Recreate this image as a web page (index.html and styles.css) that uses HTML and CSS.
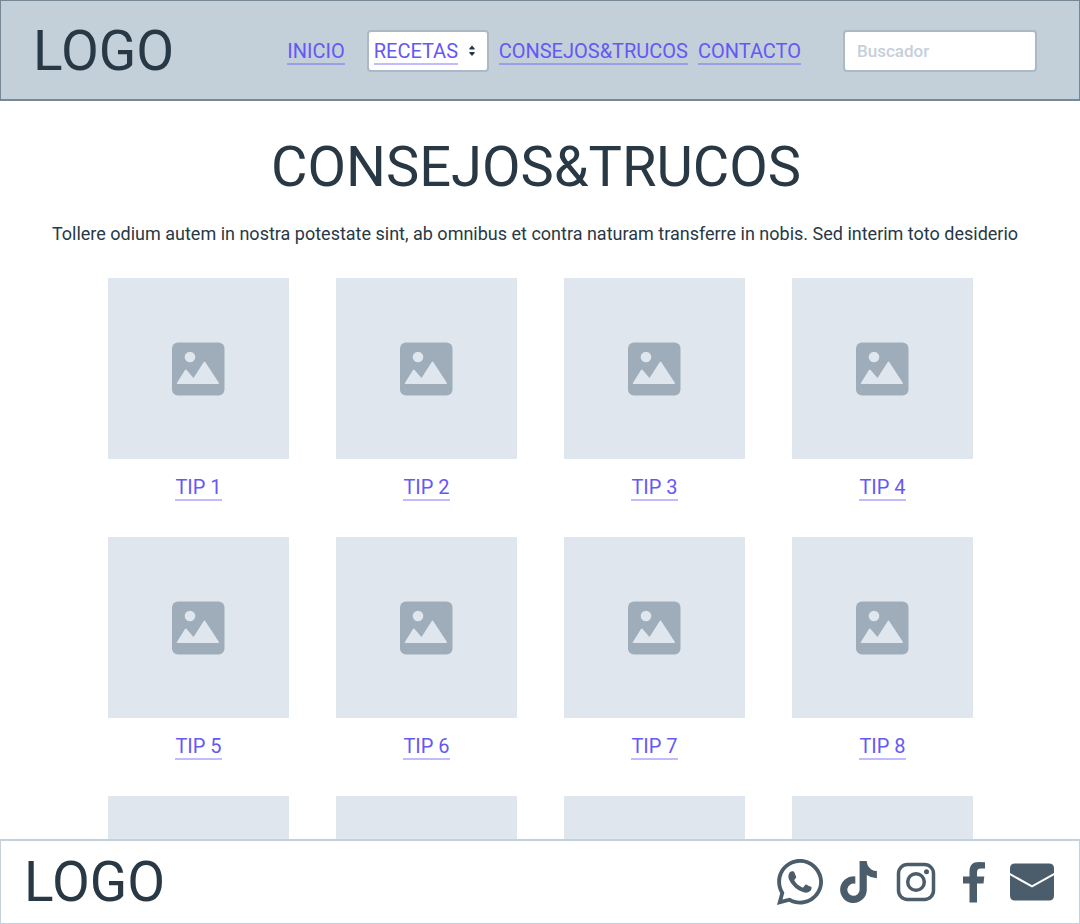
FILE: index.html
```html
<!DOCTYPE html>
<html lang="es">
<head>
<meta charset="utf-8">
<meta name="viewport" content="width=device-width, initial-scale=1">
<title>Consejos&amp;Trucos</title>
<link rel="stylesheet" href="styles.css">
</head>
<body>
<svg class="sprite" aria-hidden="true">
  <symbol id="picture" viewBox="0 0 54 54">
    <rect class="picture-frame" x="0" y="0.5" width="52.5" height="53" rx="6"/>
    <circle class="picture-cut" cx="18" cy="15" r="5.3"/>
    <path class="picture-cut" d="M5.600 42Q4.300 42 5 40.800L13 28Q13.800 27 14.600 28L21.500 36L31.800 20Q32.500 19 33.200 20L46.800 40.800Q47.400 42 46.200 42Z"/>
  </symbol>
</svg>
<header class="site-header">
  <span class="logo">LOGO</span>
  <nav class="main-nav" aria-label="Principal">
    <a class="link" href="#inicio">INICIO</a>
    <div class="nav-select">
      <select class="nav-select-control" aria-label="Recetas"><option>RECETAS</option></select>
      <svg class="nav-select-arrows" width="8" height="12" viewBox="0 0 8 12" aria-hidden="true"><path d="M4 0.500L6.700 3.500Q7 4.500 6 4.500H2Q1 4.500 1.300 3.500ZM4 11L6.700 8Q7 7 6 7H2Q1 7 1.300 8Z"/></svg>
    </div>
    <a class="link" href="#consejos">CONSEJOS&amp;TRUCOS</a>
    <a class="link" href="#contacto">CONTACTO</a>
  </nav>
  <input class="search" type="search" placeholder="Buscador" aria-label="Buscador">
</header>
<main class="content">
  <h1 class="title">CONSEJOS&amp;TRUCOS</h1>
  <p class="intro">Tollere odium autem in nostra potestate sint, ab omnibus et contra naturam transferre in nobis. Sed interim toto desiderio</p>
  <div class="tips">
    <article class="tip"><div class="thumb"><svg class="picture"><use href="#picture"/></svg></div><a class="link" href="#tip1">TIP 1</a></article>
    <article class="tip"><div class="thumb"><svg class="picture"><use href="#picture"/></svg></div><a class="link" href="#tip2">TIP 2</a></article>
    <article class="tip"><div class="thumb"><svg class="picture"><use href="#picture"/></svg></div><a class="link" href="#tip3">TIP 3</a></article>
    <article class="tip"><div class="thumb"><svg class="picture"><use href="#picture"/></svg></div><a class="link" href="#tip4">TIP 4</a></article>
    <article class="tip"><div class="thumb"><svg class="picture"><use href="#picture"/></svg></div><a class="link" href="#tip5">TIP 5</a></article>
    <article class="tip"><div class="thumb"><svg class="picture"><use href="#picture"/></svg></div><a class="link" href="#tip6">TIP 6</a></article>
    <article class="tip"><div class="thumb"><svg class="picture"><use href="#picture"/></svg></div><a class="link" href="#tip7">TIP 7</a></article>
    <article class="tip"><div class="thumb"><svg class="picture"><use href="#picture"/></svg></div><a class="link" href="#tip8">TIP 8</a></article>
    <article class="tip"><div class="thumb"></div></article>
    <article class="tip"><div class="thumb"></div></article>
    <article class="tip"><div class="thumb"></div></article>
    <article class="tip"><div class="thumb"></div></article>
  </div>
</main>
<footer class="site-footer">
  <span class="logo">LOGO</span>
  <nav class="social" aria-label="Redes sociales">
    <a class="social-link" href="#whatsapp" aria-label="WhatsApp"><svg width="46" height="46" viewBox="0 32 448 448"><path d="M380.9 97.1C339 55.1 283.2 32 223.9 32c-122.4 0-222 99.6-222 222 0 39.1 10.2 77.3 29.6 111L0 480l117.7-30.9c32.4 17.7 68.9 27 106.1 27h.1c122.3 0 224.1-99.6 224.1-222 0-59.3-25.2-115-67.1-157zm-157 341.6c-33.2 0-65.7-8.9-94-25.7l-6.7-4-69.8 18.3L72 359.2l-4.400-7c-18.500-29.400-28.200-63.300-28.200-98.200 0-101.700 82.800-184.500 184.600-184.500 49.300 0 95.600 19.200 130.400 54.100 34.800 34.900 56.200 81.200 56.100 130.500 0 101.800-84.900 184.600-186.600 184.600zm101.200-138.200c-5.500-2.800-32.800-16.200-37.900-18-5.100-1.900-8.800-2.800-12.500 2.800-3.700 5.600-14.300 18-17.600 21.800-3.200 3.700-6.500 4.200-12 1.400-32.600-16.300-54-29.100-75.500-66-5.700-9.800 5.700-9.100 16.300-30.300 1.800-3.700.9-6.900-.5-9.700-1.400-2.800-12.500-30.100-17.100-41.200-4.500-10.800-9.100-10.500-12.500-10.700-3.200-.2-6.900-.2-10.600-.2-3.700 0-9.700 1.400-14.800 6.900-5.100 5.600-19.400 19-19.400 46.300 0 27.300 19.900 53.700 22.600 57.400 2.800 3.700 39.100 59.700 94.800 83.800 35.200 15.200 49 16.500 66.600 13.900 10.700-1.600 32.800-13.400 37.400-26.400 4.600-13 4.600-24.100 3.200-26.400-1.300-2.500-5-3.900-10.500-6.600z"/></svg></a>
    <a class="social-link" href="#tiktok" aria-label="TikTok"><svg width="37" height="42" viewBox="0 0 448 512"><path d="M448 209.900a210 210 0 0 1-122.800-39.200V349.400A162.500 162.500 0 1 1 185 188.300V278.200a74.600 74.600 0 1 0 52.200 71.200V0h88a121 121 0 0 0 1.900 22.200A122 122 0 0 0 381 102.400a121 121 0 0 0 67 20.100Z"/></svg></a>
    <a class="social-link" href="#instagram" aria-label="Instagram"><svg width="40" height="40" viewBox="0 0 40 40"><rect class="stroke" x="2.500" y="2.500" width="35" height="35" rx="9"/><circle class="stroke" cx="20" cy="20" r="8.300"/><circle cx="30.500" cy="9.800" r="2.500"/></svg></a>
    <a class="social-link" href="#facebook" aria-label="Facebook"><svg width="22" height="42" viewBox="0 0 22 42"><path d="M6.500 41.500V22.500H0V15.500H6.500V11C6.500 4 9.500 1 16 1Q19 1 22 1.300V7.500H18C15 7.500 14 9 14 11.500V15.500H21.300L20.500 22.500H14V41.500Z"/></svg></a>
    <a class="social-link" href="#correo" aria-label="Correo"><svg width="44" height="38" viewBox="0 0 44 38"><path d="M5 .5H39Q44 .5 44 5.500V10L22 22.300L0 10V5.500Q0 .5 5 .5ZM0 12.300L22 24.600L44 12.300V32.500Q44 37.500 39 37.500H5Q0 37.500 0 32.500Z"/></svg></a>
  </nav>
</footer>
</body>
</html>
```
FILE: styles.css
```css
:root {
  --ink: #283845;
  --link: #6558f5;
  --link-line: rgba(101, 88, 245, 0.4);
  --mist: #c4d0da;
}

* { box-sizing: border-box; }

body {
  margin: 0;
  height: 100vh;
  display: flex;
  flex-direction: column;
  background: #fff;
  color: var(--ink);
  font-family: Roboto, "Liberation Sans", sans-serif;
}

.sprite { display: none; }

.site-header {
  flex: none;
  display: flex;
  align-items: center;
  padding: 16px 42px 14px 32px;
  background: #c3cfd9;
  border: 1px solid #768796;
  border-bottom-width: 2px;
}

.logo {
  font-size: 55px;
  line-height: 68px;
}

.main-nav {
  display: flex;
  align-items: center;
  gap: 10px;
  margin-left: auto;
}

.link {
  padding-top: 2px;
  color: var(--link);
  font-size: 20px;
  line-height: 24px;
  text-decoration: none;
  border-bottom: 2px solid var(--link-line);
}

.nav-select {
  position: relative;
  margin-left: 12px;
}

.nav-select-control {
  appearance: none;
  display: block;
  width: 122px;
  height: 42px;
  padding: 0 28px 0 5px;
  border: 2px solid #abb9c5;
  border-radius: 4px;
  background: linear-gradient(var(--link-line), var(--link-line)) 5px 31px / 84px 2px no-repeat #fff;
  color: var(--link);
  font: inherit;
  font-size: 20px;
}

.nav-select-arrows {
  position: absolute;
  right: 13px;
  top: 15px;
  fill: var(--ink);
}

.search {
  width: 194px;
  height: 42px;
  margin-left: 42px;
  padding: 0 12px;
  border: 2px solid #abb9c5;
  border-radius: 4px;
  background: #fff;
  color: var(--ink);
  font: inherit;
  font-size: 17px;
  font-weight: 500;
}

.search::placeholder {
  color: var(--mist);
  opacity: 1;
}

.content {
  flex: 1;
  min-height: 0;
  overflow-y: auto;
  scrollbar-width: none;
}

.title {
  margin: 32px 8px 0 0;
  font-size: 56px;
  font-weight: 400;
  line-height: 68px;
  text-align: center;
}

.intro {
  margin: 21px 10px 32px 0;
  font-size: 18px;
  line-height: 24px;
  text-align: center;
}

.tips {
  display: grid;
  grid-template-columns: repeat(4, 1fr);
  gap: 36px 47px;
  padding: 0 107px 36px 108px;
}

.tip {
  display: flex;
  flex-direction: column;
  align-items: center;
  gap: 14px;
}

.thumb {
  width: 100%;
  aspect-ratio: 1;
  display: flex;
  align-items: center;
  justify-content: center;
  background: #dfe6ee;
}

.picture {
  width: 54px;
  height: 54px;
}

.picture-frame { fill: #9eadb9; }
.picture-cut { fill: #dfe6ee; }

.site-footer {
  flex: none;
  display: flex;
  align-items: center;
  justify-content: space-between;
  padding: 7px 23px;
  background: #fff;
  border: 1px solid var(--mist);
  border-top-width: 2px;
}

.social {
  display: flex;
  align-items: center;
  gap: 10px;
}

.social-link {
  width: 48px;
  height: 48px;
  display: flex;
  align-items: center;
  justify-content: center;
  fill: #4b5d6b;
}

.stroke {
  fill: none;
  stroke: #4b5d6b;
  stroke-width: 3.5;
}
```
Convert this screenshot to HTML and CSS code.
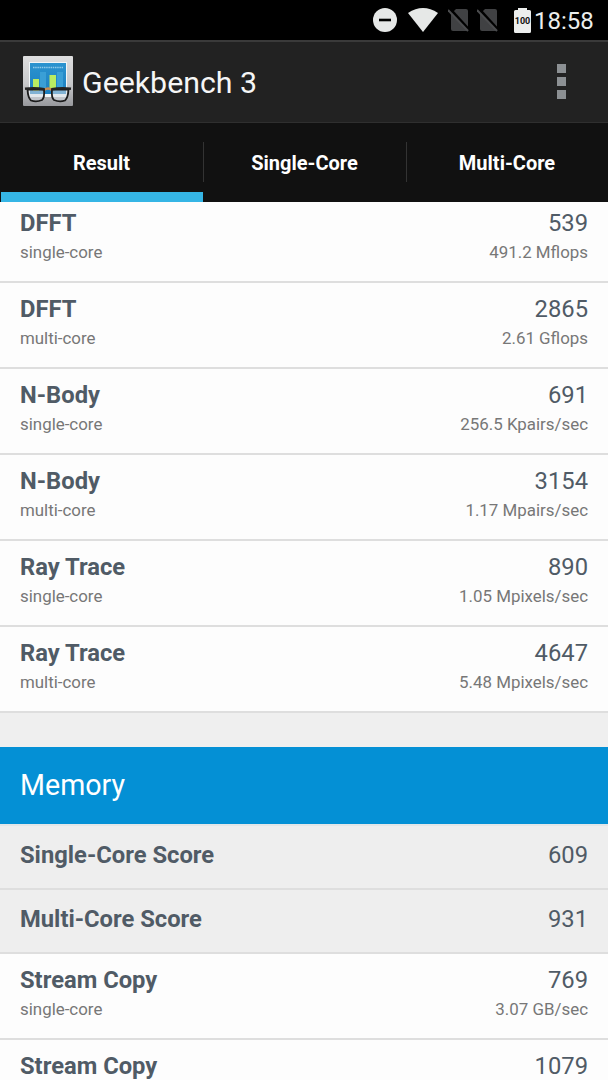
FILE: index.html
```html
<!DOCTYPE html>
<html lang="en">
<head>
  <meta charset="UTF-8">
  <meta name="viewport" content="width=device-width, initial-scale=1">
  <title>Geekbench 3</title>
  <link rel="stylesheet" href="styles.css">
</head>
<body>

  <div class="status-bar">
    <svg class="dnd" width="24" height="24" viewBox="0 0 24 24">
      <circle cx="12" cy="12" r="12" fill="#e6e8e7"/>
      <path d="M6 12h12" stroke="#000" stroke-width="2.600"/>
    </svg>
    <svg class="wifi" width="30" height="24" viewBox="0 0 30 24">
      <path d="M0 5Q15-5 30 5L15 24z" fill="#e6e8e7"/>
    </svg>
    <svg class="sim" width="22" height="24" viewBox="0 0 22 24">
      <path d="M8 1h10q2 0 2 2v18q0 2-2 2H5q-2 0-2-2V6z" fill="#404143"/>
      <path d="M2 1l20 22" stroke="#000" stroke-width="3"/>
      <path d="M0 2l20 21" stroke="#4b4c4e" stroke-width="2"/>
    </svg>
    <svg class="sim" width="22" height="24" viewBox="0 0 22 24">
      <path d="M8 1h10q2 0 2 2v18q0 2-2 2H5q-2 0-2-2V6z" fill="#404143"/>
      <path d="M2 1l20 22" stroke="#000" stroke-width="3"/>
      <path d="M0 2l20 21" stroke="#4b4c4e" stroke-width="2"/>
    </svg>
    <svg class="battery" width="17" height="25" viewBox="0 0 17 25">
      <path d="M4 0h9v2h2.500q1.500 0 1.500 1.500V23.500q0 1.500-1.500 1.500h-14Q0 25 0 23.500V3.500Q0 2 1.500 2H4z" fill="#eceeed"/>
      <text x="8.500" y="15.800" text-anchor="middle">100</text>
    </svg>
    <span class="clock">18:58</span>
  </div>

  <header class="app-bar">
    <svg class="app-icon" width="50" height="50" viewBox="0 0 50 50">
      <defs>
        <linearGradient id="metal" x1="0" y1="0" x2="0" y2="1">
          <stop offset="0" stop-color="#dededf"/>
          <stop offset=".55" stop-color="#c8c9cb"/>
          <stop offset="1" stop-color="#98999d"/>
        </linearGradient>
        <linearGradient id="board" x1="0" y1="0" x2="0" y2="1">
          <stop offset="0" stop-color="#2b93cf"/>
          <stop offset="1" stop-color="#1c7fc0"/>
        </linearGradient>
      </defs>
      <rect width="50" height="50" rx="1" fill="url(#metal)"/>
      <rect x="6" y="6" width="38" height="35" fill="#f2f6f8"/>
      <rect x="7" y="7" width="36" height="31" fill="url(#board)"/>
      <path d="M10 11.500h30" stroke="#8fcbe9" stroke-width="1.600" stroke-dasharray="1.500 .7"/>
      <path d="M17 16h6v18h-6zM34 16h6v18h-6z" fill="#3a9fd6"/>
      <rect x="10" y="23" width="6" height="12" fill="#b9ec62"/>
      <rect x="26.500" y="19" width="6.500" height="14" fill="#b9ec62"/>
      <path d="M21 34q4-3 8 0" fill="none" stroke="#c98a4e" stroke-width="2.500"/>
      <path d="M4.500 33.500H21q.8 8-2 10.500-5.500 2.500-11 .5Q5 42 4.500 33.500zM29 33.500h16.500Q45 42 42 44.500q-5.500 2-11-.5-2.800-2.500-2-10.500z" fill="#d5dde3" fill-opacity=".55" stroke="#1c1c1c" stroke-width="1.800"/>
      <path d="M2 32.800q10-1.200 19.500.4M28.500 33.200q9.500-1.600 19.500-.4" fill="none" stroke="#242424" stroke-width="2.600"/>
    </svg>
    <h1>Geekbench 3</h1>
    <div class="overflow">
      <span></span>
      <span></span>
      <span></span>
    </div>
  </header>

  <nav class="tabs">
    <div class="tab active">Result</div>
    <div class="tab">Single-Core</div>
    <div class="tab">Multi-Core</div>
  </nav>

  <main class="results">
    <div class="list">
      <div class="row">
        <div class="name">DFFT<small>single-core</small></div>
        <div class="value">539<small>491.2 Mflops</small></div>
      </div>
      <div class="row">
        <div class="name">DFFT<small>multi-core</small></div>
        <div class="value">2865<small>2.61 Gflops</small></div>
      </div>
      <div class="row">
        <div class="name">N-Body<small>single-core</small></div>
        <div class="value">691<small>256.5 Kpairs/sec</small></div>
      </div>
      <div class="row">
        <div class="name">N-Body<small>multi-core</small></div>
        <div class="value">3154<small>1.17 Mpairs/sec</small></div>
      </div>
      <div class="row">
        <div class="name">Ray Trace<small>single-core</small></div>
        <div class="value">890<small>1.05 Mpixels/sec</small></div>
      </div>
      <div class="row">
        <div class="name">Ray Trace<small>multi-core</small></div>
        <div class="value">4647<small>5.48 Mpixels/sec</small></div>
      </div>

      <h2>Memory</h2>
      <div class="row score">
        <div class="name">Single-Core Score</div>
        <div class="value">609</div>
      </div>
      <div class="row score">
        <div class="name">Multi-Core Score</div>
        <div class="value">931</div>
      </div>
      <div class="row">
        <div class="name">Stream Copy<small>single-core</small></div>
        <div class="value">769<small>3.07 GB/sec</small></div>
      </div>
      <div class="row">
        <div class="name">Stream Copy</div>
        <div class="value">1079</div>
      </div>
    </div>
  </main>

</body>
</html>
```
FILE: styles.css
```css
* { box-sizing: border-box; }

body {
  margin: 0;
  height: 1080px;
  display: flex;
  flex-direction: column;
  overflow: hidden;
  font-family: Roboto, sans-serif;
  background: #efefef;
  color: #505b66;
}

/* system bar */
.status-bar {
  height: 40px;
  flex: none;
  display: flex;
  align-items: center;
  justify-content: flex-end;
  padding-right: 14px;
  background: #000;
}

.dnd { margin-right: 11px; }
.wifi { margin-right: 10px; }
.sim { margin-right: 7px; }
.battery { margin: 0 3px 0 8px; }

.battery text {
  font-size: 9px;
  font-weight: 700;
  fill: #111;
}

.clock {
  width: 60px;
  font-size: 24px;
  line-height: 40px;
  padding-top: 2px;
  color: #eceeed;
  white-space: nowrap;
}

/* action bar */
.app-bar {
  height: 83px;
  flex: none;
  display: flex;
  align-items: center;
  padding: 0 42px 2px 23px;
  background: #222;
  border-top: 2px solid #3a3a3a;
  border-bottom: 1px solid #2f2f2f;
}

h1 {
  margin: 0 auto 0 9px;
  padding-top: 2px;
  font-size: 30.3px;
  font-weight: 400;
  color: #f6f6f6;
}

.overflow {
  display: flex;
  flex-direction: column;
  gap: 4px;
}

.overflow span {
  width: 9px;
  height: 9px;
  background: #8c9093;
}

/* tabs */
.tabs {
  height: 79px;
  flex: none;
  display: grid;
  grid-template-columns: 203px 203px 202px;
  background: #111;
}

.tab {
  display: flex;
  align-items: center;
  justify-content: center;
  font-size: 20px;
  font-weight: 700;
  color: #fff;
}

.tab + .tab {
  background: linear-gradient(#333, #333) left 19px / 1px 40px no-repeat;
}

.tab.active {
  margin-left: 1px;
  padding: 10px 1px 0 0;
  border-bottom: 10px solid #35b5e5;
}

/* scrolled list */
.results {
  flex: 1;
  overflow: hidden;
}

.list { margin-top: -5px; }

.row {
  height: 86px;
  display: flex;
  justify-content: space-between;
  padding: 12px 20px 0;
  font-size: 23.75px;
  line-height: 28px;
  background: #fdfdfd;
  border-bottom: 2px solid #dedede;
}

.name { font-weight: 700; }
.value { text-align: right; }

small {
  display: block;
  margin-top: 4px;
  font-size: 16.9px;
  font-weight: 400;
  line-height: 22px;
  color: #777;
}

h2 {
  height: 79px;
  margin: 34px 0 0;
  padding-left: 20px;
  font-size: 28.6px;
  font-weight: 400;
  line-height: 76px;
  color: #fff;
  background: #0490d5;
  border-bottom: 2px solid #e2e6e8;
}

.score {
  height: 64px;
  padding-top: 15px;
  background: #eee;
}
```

• THE TASK: Pick out all lines containing the string "this".

• CORRECT ANSWER:
Recreate this image as a web page (index.html and styles.css) that uses HTML and CSS.
Convert this screenshot to HTML and CSS code.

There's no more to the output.